Hoy vamos a seguir hablando sobre cómics, pero con un ángulo un tanto distinto. Entre los años 40 y 50, los cómics se convirtieron en el chivo expiatorio para explicar la delincuencia y la violencia de la juventud. La sociedad siempre ha buscado una única causa para los problemas. De esta manera nos convencemos de que, si conseguimos erradicarla por completo, dichos problemas desaparecerán. Pero nunca ha sido así. No funcionó con el cine negro, no funcionó con los cómics, no funcionó con la música rock, no funcionó con los juegos de rol, no está funcionando con los videojuegos ni con los micromachismos. Porque el mundo, y el ser humano, son más complejos. Pero me estoy desviando del tema.
En los años 40, en Estados Unidos se produjo una fiebre demonizadora de los cómics. Se debió en gran parte al psiquiatra Fredric Wertham, autor de La seducción de los inocentes, un libro en el que soltaba perlas como que los colores chillones de los tebeos producían un sobreestímulo en los volubles ojos y en los frágiles sistemas nerviosos de los jóvenes; que los cómics suponían un estímulo violento, una “inyección de sexo y muerte” que hacía que el niño se pusiera impaciente y ansioso; que los tebeos estaban cargados de discriminación racial y de comunismo; que los poderes voladores de Superman provocaban que los niños se formaran ideas equivocadas sobre las leyes de la física; que Batman y Robin eran un flagrante caso de homosexualidad disimulada, y que Wonder Woman confundía a las niñas sobre su papel en la sociedad. Recuerda siniestramente a lo que se cuenta hoy en día sobre los videojuegos.

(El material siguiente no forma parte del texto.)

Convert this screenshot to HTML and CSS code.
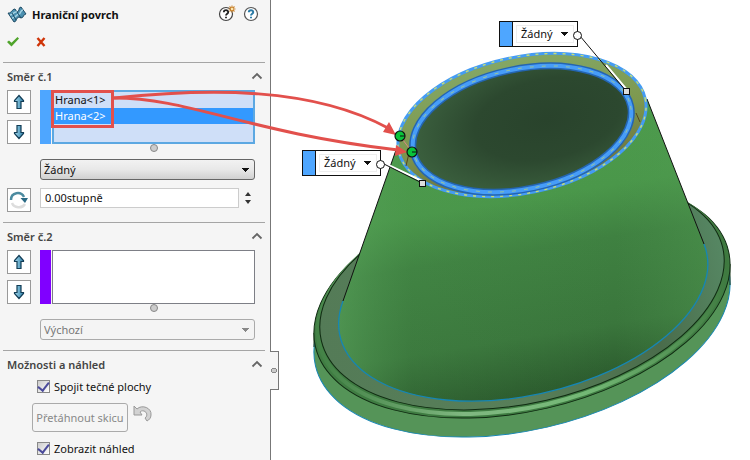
FILE: index.html
```
<!DOCTYPE html>
<html lang="cs">
<head>
<meta charset="utf-8">
<title>Hraniční povrch</title>
<link rel="stylesheet" href="styles.css">
</head>
<body>
<svg class="defs" width="0" height="0" aria-hidden="true">
  <defs>
    <linearGradient id="steel" x1="0" y1="0" x2="1" y2="0"><stop offset="0" stop-color="#a8dcf0"/><stop offset="1" stop-color="#2e7fa8"/></linearGradient>
    <symbol id="arrow-up" viewBox="0 0 14 16"><path d="M7 1.500 11.500 6.500V7.500H9V14.500H5V7.500H2.500V6.500Z" fill="url(#steel)" stroke="#123c55" stroke-width="1.200"/></symbol>
    <symbol id="arrow-down" viewBox="0 0 14 16"><path d="M7 14.500 11.500 9.500V8.500H9V1.500H5V8.500H2.500V9.500Z" fill="url(#steel)" stroke="#123c55" stroke-width="1.200"/></symbol>
    <symbol id="chevron" viewBox="0 0 12 8"><path d="M1.500 6.500 6 2 10.500 6.500" fill="none" stroke="#666" stroke-width="1.800"/></symbol>
  </defs>
</svg>
<main class="app">
  <aside class="panel">
    <header class="panel-head">
      <svg class="surface-icon" width="20" height="18" viewBox="0 0 20 18" aria-hidden="true">
        <path d="M1 7C4 8 5 3 8 3L10 6C13 6 11 1 14 1L19 8C16 8 17 12 14 12L12 11C9 11 10 16 7 16Z" fill="#4b90b0" stroke="#1d4a63"/>
        <path d="M3 9C7 9 6 5 10 6M5 12C9 12 8 9 12 8C14 8 13 4 16 4" fill="none" stroke="#a5d3e4" stroke-width="1.500"/>
        <path d="M10 6 14 12M5 7 9 14" fill="none" stroke="#1d4a63"/>
      </svg>
      <h1>Hraniční povrch</h1>
      <button class="plain" aria-label="Novinky">
        <svg width="20" height="18" viewBox="0 0 20 18"><circle cx="8" cy="10" r="6.500" fill="#fff" stroke="#444" stroke-width="1.200"/><path d="M5.800 8.300C5.800 5.500 10.300 5.500 10.200 8.200C10.200 9.700 8 9.700 8 11.500M8 12.700V14.300" fill="none" stroke="#222" stroke-width="1.800"/><path d="M14 1.500V8.500M10.500 5H17.500M11.500 2.500 16.500 7.500M16.500 2.500 11.500 7.500" stroke="#c9822c" stroke-width="1.100"/><circle cx="14" cy="5" r="1.200" fill="#ffe9b0"/></svg>
      </button>
      <button class="plain" aria-label="Nápověda">
        <svg width="16" height="18" viewBox="0 0 16 18"><circle cx="8" cy="10" r="6.500" fill="#fff" stroke="#555" stroke-width="1.200"/><path d="M5.800 8.300C5.800 5.500 10.300 5.500 10.200 8.200C10.200 9.700 8 9.700 8 11.500M8 12.700V14.300" fill="none" stroke="#2b7ba6" stroke-width="2"/></svg>
      </button>
    </header>
    <div class="confirm">
      <button class="plain" aria-label="OK"><svg width="12" height="10" viewBox="0 0 12 10"><path d="M0 5 2 3.500 4.500 5.800 10.500 0 12 1.500 4.500 9.500Z" fill="#4fa42b"/></svg></button>
      <button class="plain" aria-label="Zrušit"><svg width="10" height="10" viewBox="0 0 10 10"><path d="M1.500 1 8.500 9M8.500 1 1.500 9" stroke="#cf3408" stroke-width="2.400"/></svg></button>
    </div>

    <section class="group">
      <div class="group-head"><h2 id="dir1">Směr č.1</h2><button class="plain" aria-label="Sbalit"><svg width="12" height="8"><use href="#chevron"/></svg></button></div>
      <div class="fields">
        <div class="movers">
          <button class="tool" aria-label="Nahoru"><svg width="14" height="16"><use href="#arrow-up"/></svg></button>
          <button class="tool" aria-label="Dolů"><svg width="14" height="16"><use href="#arrow-down"/></svg></button>
        </div>
        <div class="picker picker-blue">
          <select multiple size="3" class="list" aria-labelledby="dir1">
            <option>Hrana&lt;1&gt;</option>
            <option selected>Hrana&lt;2&gt;</option>
          </select>
        </div>
        <div class="grip"></div>
        <select class="combo" aria-label="Typ tečnosti"><option>Žádný</option></select>
        <button class="tool angle-tool" aria-label="Obrátit směr">
          <svg width="20" height="20" viewBox="0 0 20 20"><path d="M3 13C5 18 13 19 16 14" fill="none" stroke="#ddd" stroke-width="2.500"/><path d="M2 10C2 2 12 1 15 7" fill="none" stroke="#4c8ba0" stroke-width="2.500"/><path d="M11.500 8H19L16 13Z" fill="#2a6a85"/></svg>
        </button>
        <div class="spin">
          <input type="text" value="0.00stupně" aria-label="Úhel">
          <div class="spin-buttons">
            <button class="plain" aria-label="Zvýšit"><svg width="6" height="4"><path d="M0 4 3 0 6 4Z" fill="#333"/></svg></button>
            <button class="plain" aria-label="Snížit"><svg width="6" height="4"><path d="M0 0 3 4 6 0Z" fill="#333"/></svg></button>
          </div>
        </div>
      </div>
    </section>

    <section class="group">
      <div class="group-head"><h2 id="dir2">Směr č.2</h2><button class="plain" aria-label="Sbalit"><svg width="12" height="8"><use href="#chevron"/></svg></button></div>
      <div class="fields">
        <div class="movers">
          <button class="tool" aria-label="Nahoru"><svg width="14" height="16"><use href="#arrow-up"/></svg></button>
          <button class="tool" aria-label="Dolů"><svg width="14" height="16"><use href="#arrow-down"/></svg></button>
        </div>
        <div class="picker picker-violet">
          <select multiple size="3" class="list" aria-labelledby="dir2"></select>
        </div>
        <div class="grip"></div>
        <select class="combo" disabled aria-label="Typ tečnosti"><option>Výchozí</option></select>
      </div>
    </section>

    <section class="group">
      <div class="group-head"><h2>Možnosti a náhled</h2><button class="plain" aria-label="Sbalit"><svg width="12" height="8"><use href="#chevron"/></svg></button></div>
      <div class="options">
        <label class="check"><input type="checkbox" checked>Spojit tečné plochy</label>
        <div class="drag-row">
          <button class="drag" disabled>Přetáhnout skicu</button>
          <svg width="19" height="18" viewBox="0 0 19 18" aria-hidden="true"><path d="M1 1 4 4C9-1 19 3 18 10C18 13 16 15 14 16L12 13C15 11 14 7 11 6C9 5.500 8 6 7 7L9 10H1Z" fill="#d2d2d2" stroke="#999"/></svg>
        </div>
        <label class="check"><input type="checkbox" checked>Zobrazit náhled</label>
      </div>
    </section>
    <button class="splitter" aria-label="Skrýt panel"></button>
  </aside>

  <div class="viewport"></div>

  <svg class="scene" width="750" height="460" viewBox="0 0 750 460" role="img" aria-label="Náhled hraničního povrchu">
    <defs>
      <linearGradient id="body" gradientUnits="userSpaceOnUse" x1="500" y1="110" x2="545" y2="392">
        <stop offset="0" stop-color="#4d9c4c"/><stop offset=".32" stop-color="#4a974a"/><stop offset=".5" stop-color="#3f8141"/><stop offset=".8" stop-color="#3a763c"/><stop offset="1" stop-color="#2b5a2d"/>
      </linearGradient>
      <linearGradient id="sheen" x1="0" y1="0" x2="1" y2="0">
        <stop offset="0" stop-color="#5faa62" stop-opacity=".5"/><stop offset=".2" stop-color="#4f9852" stop-opacity=".12"/><stop offset=".75" stop-color="#4f9852" stop-opacity="0"/><stop offset="1" stop-color="#56a056" stop-opacity=".35"/>
      </linearGradient>
      <radialGradient id="hole" cx=".62" cy=".46" r=".6"><stop offset="0" stop-color="#29432c"/><stop offset=".55" stop-color="#2c482f"/><stop offset="1" stop-color="#3a5e3d"/></radialGradient>
      <linearGradient id="flange" x1="0" y1="0" x2="1" y2="0"><stop offset="0" stop-color="#547b57"/><stop offset=".45" stop-color="#587f59"/><stop offset=".8" stop-color="#4a6c4b"/><stop offset="1" stop-color="#568763"/></linearGradient>
      <linearGradient id="bead" x1="0" y1="0" x2="1" y2="0"><stop offset="0" stop-color="#448347"/><stop offset=".3" stop-color="#80b881"/><stop offset=".6" stop-color="#73b875"/><stop offset="1" stop-color="#3e793f"/></linearGradient>
      <linearGradient id="lip" x1="0" y1="0" x2="0" y2="1"><stop offset="0" stop-color="#84a765"/><stop offset=".5" stop-color="#7d984f"/><stop offset="1" stop-color="#686c3d"/></linearGradient>
    </defs>
    <g stroke-width="1">
      <ellipse cx="522" cy="318" rx="212" ry="112" transform="rotate(-13 522 318)" fill="#559458" stroke="#1686b4"/>
      <path d="M314 333V347M730 264V285" stroke="#163417"/>
      <ellipse cx="522" cy="299" rx="212" ry="112" transform="rotate(-13 522 299)" fill="#3f7c42" stroke="#102b12"/>
      <ellipse cx="522" cy="297" rx="208" ry="110" transform="rotate(-13 522 297)" fill="none" stroke="url(#bead)" stroke-width="4"/>
      <ellipse cx="522" cy="294" rx="206" ry="109" transform="rotate(-13 522 294)" fill="url(#flange)" stroke="#102b12"/>
      <path d="M343 301A188 101 -13 1 0 704 244L647 99 396 150Z" fill="url(#body)"/>
      <path d="M343 301A188 101 -13 1 0 704 244L647 99 396 150Z" fill="url(#sheen)"/>
      <path d="M343 301A188 101 -13 1 0 704 244" fill="none" stroke="#1686b4" stroke-width="1.300"/>
      <path d="M396 150 343 301M647 99 704 244" fill="none" stroke="#111"/>
    </g>
    <ellipse cx="522" cy="125" rx="126" ry="68" transform="rotate(-12 522 125)" fill="url(#lip)" stroke="#459cf3" stroke-width="3"/>
    <ellipse cx="522" cy="125" rx="126" ry="68" transform="rotate(-12 522 125)" fill="none" stroke="#c7df72" stroke-width="1.400" stroke-dasharray="3 6"/>
    <ellipse cx="522" cy="129" rx="111" ry="60" transform="rotate(-12 522 129)" fill="url(#hole)" stroke="#2465b2" stroke-width="7"/>
    <ellipse cx="522" cy="129" rx="111" ry="60" transform="rotate(-12 522 129)" fill="none" stroke="#479df8" stroke-width="4"/>
    <ellipse cx="522" cy="129" rx="111" ry="60" transform="rotate(-12 522 129)" fill="none" stroke="#b9d47a" stroke-opacity=".7" stroke-width="1" stroke-dasharray="4 8"/>
    <path d="M636 113 640 122M409 153 406 166" stroke="#54451e"/>
    <path d="M400 136 412 152" stroke="#d88983"/>
    <g fill="none" stroke="#e2504c" stroke-width="3">
      <rect x="52.500" y="91.500" width="60" height="35"/>
      <path d="M114 98C210 88 312 87 388 128"/>
      <path d="M114 98C190 98 245 132 398 150"/>
    </g>
    <path d="M396 135 383 132 389 122ZM407 152 395 156 396 145Z" fill="#e2504c"/>
    <g fill="#09c43a" stroke="#111" stroke-width="1.200">
      <circle cx="400" cy="136" r="5"/><circle cx="412" cy="152" r="5"/>
      <path d="M400 136H405M412 152H417"/>
    </g>
    <path d="M606 65 627 90M384 163 422 181" stroke="#fff" stroke-width="2"/>
    <path d="M580 36 626 91M384 164 422 183" stroke="#111"/>
    <g fill="#ddd" stroke="#111"><rect x="623.500" y="88.500" width="6" height="6"/><rect x="419.500" y="180.500" width="6" height="6"/></g>
  </svg>
  <div class="callout callout-top"><select aria-label="Hrana 2"><option>Žádný</option></select></div>
  <div class="callout callout-left"><select aria-label="Hrana 1"><option>Žádný</option></select></div>
</main>
</body>
</html>
```
FILE: styles.css
```
* { box-sizing: border-box; }
body {
  margin: 0;
  background: #fff;
  color: #111;
  font: 11px/16px "Noto Sans", "Open Sans", sans-serif;
}
button, input, select { font: inherit; color: inherit; margin: 0; }
svg { display: block; flex: none; }
.defs { position: absolute; }

.app { position: relative; display: flex; min-height: 100vh; overflow: hidden; }
.panel {
  position: relative;
  flex: 0 0 271px;
  padding: 0 5px 0 3px;
  background: #f5f5f5;
  border-right: 1px solid #777;
}
.viewport { flex: 1; }
.plain { display: block; padding: 0; border: 0; background: none; }

.panel-head { display: flex; align-items: center; gap: 8px; height: 30px; padding: 0 6px 0 4px; }
.panel-head h1 { flex: 1; margin: 0; font-size: 11px; font-weight: 700; white-space: nowrap; }
.panel-head button { margin-top: -5px; }
.panel-head button + button { margin-left: -3px; }
.surface-icon { margin-right: -3px; }
.confirm { display: flex; align-items: center; gap: 17px; height: 32px; padding: 0 4px 8px; }

.group { border-top: 1px solid #a5a5a5; padding: 0 10px 10px 4px; }
.group-head { display: flex; align-items: center; justify-content: space-between; height: 27px; margin-right: -10px; }
.group-head h2 { margin: 0; font-size: 11px; font-weight: 600; color: #444; }
.group-head .plain { padding: 0 2px 2px; }

.fields { display: grid; grid-template-columns: 24px 1fr; column-gap: 9px; }
.movers { display: flex; flex-direction: column; justify-content: space-between; height: 54px; }
.tool {
  display: grid;
  place-items: center;
  width: 24px;
  height: 24px;
  padding: 0;
  background: #fff;
  border: 1px solid #999;
}
.picker { display: flex; gap: 1px; height: 54px; }
.picker::before { content: ""; width: 11px; background: #4ea6ff; }
.picker-violet::before { background: #8000ff; }
.list {
  flex: 1;
  min-width: 0;
  padding: 0;
  border: 1px solid #7d7f86;
  border-radius: 0;
  background: #fff;
  overflow: hidden;
  outline: 0;
}
.picker-blue .list { border: 2px solid #5ca8e2; background: #cfdff8; }
.list option { height: 16px; min-height: 16px; padding: 0 1px; line-height: 16px; }
.list option:checked {
  background: #3399ff linear-gradient(#3399ff, #3399ff);
  color: #fff;
  -webkit-text-fill-color: #fff;
}
.grip { grid-column: 2; height: 15px; padding-left: 110px; }
.grip::before {
  content: "";
  display: block;
  width: 6px;
  height: 6px;
  border: 1px solid #888;
  border-radius: 50%;
  background: #ccc;
}
.combo {
  grid-column: 2;
  height: 21px;
  padding: 0 3px;
  border: 1px solid #666;
  border-radius: 3px;
  appearance: none;
}
.combo, .callout select {
  background-image: linear-gradient(to bottom right, #111 50%, transparent 0), linear-gradient(to bottom left, #111 50%, transparent 0), linear-gradient(#f2f2f2, #e8e8e8 50%, #d0d0d0);
  background-position: right 4px center, right 8px center, 0 0;
  background-size: 4px 4px, 4px 4px, 100% 100%;
  background-repeat: no-repeat;
}
.combo:disabled {
  color: #777;
  opacity: 1;
  border-color: #aaa;
  background-image: linear-gradient(to bottom right, #888 50%, transparent 0), linear-gradient(to bottom left, #888 50%, transparent 0), linear-gradient(#f4f4f4, #f4f4f4);
}
.angle-tool { margin-top: 8px; }
.spin { display: flex; gap: 6px; height: 20px; margin-top: 8px; }
.spin input { flex: 1; min-width: 0; padding: 0 4px; border: 1px solid #ccc; background: #fff; }
.spin-buttons { display: flex; flex-direction: column; justify-content: space-around; padding: 2px 0; width: 10px; }

.options { display: grid; gap: 8px; padding-left: 25px; }
.check { display: flex; align-items: center; gap: 4px; height: 17px; padding-left: 5px; }
.check input {
  appearance: none;
  width: 13px;
  height: 13px;
  border: 1px solid #888;
  background: linear-gradient(135deg, #ccc, #fff);
  display: grid;
  place-items: center;
}
.check input:checked::after {
  content: "";
  width: 5px;
  height: 9px;
  margin-top: -3px;
  border: solid #4b4b9b;
  border-width: 0 2px 2px 0;
  transform: rotate(38deg);
}
.drag-row { display: flex; gap: 5px; height: 29px; }
.drag-row svg { margin-top: 2px; }
.drag {
  padding: 0 3px;
  width: 96px;
  border: 1px solid #aaa;
  border-radius: 3px;
  background: #f5f5f5;
  color: #888;
  white-space: nowrap;
}
.splitter {
  position: absolute;
  left: 270px;
  top: 351px;
  width: 9px;
  height: 39px;
  padding: 0;
  border: 1px solid #777;
  border-left: 0;
  background: radial-gradient(circle at 4px 50%, #ccc 2px, #888 2px 3px, #f5f5f5 3px);
}

.scene { position: absolute; left: 0; top: 0; pointer-events: none; }
.callout {
  position: absolute;
  display: flex;
  width: 79px;
  height: 26px;
  border: 1px solid #111;
  background: #fff;
}
.callout::before { content: ""; width: 12px; background: #4ea6ff; border-right: 1px solid #111; }
.callout::after {
  content: "";
  position: absolute;
  right: -5px;
  top: 9px;
  width: 7px;
  height: 7px;
  border: 1px solid #111;
  border-radius: 50%;
  background: #fff;
}
.callout select {
  flex: 1;
  min-width: 0;
  margin: 3px;
  padding: 0 4px;
  border: 1px solid #eee;
  appearance: none;
  background-image: linear-gradient(to bottom right, #111 50%, transparent 0), linear-gradient(to bottom left, #111 50%, transparent 0), linear-gradient(#fff, #fff);
}
.callout-top { left: 499px; top: 21px; }
.callout-left { left: 302px; top: 150px; }
```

No solo se produjo una investigación federal en toda regla para determinar la relación entre los tebeos y la delincuencia juvenil, sino que por todo el país se organizaban quemas (¡quemas!) de cómics; los niños acudían con sus tebeos a las hogueras y se los cambiaban por libros “sanos”. Fue una auténtica histeria más propia de tiempos inquisitoriales o de regímenes dictatoriales. La Comics Code Authority impuso un férreo control sobre los cómics (del mismo modo que, hoy en día, en Alemania todos los videojuegos puestos a la venta deben haber sido aprobado por la USK, que ha tomado el relevo de la censura eclesiástica de otros tiempos), y durante mucho tiempo no se pudieron publicar ciertos cómics de manera legal (nada de referencias a crímenes, reales o ficticios). Por suerte, todo aquello llegó a su fin, y dio comienzo la llamada “edad de plata” de los cómics. Aun así, no conviene cantar victoria todavía, porque actualmente es la corrección política la que mete las zarpas en la zarandeada industria del tebeo, dictando lo que se puede y lo que no se puede decir y representar. La censura sigue ahí; la única diferencia es quién sujeta la tijera y qué es lo que recorta.
De manera que, cada vez que les hablen de una nueva y diabólica invención que está retorciendo las mentes de los jóvenes, lo más prudente es reflexionar un momento y pensar: “Este cuento ya me lo han contado”. O mejor dicho: “Este tebeo ya me lo he leído”.